_Aim_
Restate the material word for word and leave out anything that is a picture.

_Dataset section_
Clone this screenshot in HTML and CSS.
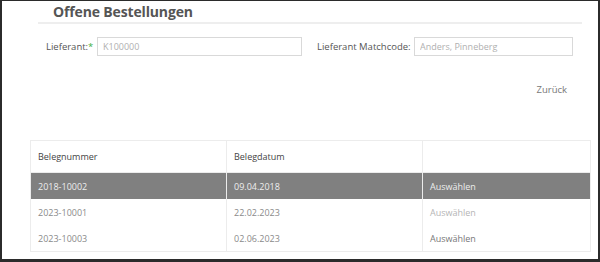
FILE: index.html
```html
<!DOCTYPE html>
<html lang="de">
<head>
<meta charset="utf-8">
<title>Offene Bestellungen</title>
<link rel="stylesheet" href="styles.css">
</head>
<body>
<div class="frame">
  <h1 class="title">Offene Bestellungen</h1>
  <div class="title-rule"></div>
  <div class="filters">
    <label class="label label-first">Lieferant:<span class="req">*</span></label>
    <input class="field field-first" type="text" placeholder="K100000">
    <label class="label label-second">Lieferant Matchcode:</label>
    <input class="field field-second" type="text" placeholder="Anders, Pinneberg">
  </div>
  <div class="actions">
    <a class="back">Zurück</a>
  </div>
  <table class="grid">
    <colgroup>
      <col class="c1"><col class="c2"><col class="c3">
    </colgroup>
    <thead>
      <tr><th>Belegnummer</th><th>Belegdatum</th><th></th></tr>
    </thead>
    <tbody>
      <tr class="selected"><td>2018-10002</td><td>09.04.2018</td><td>Auswählen</td></tr>
      <tr><td>2023-10001</td><td>22.02.2023</td><td class="pick-light">Auswählen</td></tr>
      <tr><td>2023-10003</td><td>02.06.2023</td><td class="pick">Auswählen</td></tr>
    </tbody>
  </table>
</div>
</body>
</html>
```

FILE: styles.css
```css
html, body {
  margin: 0;
  padding: 0;
  background: #ffffff;
}

.frame {
  box-sizing: border-box;
  width: 600px;
  height: 262px;
  border-style: solid;
  border-color: #2b2b2b;
  border-width: 1px 2px 3px 2px;
  font-family: "Open Sans", "Noto Sans", sans-serif;
  overflow: hidden;
}

.title {
  margin: 1px 0 0 51px;
  font-size: 14px;
  line-height: 19px;
  font-weight: 700;
  letter-spacing: -0.15px;
  color: #555555;
}

.title-rule {
  margin: 1px 16px 0 36px;
  border-top: 2px solid #eeeeee;
}

.filters {
  display: flex;
  align-items: center;
  margin-top: 13px;
  padding-left: 44px;
}

.label {
  font-size: 9.5px;
  color: #555555;
  white-space: nowrap;
}

.label-first {
  width: 51px;
}

.req {
  color: #3cb043;
}

.label-second {
  width: 97px;
  margin-left: 15px;
}

.field {
  box-sizing: border-box;
  height: 19px;
  margin: 0;
  padding: 0 5px;
  border: 1px solid #d9d9d9;
  font-family: inherit;
  font-size: 9px;
  color: #555555;
  outline: none;
}

.field::placeholder {
  color: #b0b0b0;
}

.field-first {
  width: 205px;
}

.field-second {
  width: 159px;
}

.actions {
  display: flex;
  justify-content: flex-end;
  margin-top: 27px;
  padding-right: 31px;
}

.back {
  font-size: 9.5px;
  line-height: 14px;
  color: #777777;
}

.grid {
  margin: 43px 0 0 28px;
  width: 560px;
  border-collapse: collapse;
  border: 1px solid #ececec;
  font-size: 9px;
  table-layout: fixed;
}

.c1 { width: 196px; }
.c2 { width: 196px; }
.c3 { width: 168px; }

.grid th,
.grid td {
  text-align: left;
  padding: 0 0 0 7px;
  border-left: 1px solid #ececec;
  white-space: nowrap;
}

.grid th {
  height: 31px;
  font-weight: 400;
  color: #444444;
  border-bottom: 1px solid #ececec;
}

.grid td {
  height: 26px;
  color: #8a8a8a;
}

.grid tr.selected td {
  background: #808080;
  color: #eeeeee;
}

.grid td.pick-light {
  color: #b5b5b5;
}

.grid td.pick {
  color: #777777;
}
```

_Task output_
Clone this screenshot in HTML and CSS.
FILE: index.html
```html
<!DOCTYPE html>
<html lang="de">
<head>
<meta charset="utf-8">
<title>Offene Bestellungen</title>
<link rel="stylesheet" href="styles.css">
</head>
<body>
<div class="frame">
  <h1 class="title">Offene Bestellungen</h1>
  <div class="title-rule"></div>
  <div class="filters">
    <label class="label label-first">Lieferant:<span class="req">*</span></label>
    <input class="field field-first" type="text" placeholder="K100000">
    <label class="label label-second">Lieferant Matchcode:</label>
    <input class="field field-second" type="text" placeholder="Anders, Pinneberg">
  </div>
  <div class="actions">
    <a class="back">Zurück</a>
  </div>
  <table class="grid">
    <colgroup>
      <col class="c1"><col class="c2"><col class="c3">
    </colgroup>
    <thead>
      <tr><th>Belegnummer</th><th>Belegdatum</th><th></th></tr>
    </thead>
    <tbody>
      <tr class="selected"><td>2018-10002</td><td>09.04.2018</td><td>Auswählen</td></tr>
      <tr><td>2023-10001</td><td>22.02.2023</td><td class="pick-light">Auswählen</td></tr>
      <tr><td>2023-10003</td><td>02.06.2023</td><td class="pick">Auswählen</td></tr>
    </tbody>
  </table>
</div>
</body>
</html>
```

FILE: styles.css
```css
html, body {
  margin: 0;
  padding: 0;
  background: #ffffff;
}

.frame {
  box-sizing: border-box;
  width: 600px;
  height: 262px;
  border-style: solid;
  border-color: #2b2b2b;
  border-width: 1px 2px 3px 2px;
  font-family: "Open Sans", "Noto Sans", sans-serif;
  overflow: hidden;
}

.title {
  margin: 1px 0 0 51px;
  font-size: 14px;
  line-height: 19px;
  font-weight: 700;
  letter-spacing: -0.15px;
  color: #555555;
}

.title-rule {
  margin: 1px 16px 0 36px;
  border-top: 2px solid #eeeeee;
}

.filters {
  display: flex;
  align-items: center;
  margin-top: 13px;
  padding-left: 44px;
}

.label {
  font-size: 9.5px;
  color: #555555;
  white-space: nowrap;
}

.label-first {
  width: 51px;
}

.req {
  color: #3cb043;
}

.label-second {
  width: 97px;
  margin-left: 15px;
}

.field {
  box-sizing: border-box;
  height: 19px;
  margin: 0;
  padding: 0 5px;
  border: 1px solid #d9d9d9;
  font-family: inherit;
  font-size: 9px;
  color: #555555;
  outline: none;
}

.field::placeholder {
  color: #b0b0b0;
}

.field-first {
  width: 205px;
}

.field-second {
  width: 159px;
}

.actions {
  display: flex;
  justify-content: flex-end;
  margin-top: 27px;
  padding-right: 31px;
}

.back {
  font-size: 9.5px;
  line-height: 14px;
  color: #777777;
}

.grid {
  margin: 43px 0 0 28px;
  width: 560px;
  border-collapse: collapse;
  border: 1px solid #ececec;
  font-size: 9px;
  table-layout: fixed;
}

.c1 { width: 196px; }
.c2 { width: 196px; }
.c3 { width: 168px; }

.grid th,
.grid td {
  text-align: left;
  padding: 0 0 0 7px;
  border-left: 1px solid #ececec;
  white-space: nowrap;
}

.grid th {
  height: 31px;
  font-weight: 400;
  color: #444444;
  border-bottom: 1px solid #ececec;
}

.grid td {
  height: 26px;
  color: #8a8a8a;
}

.grid tr.selected td {
  background: #808080;
  color: #eeeeee;
}

.grid td.pick-light {
  color: #b5b5b5;
}

.grid td.pick {
  color: #777777;
}
```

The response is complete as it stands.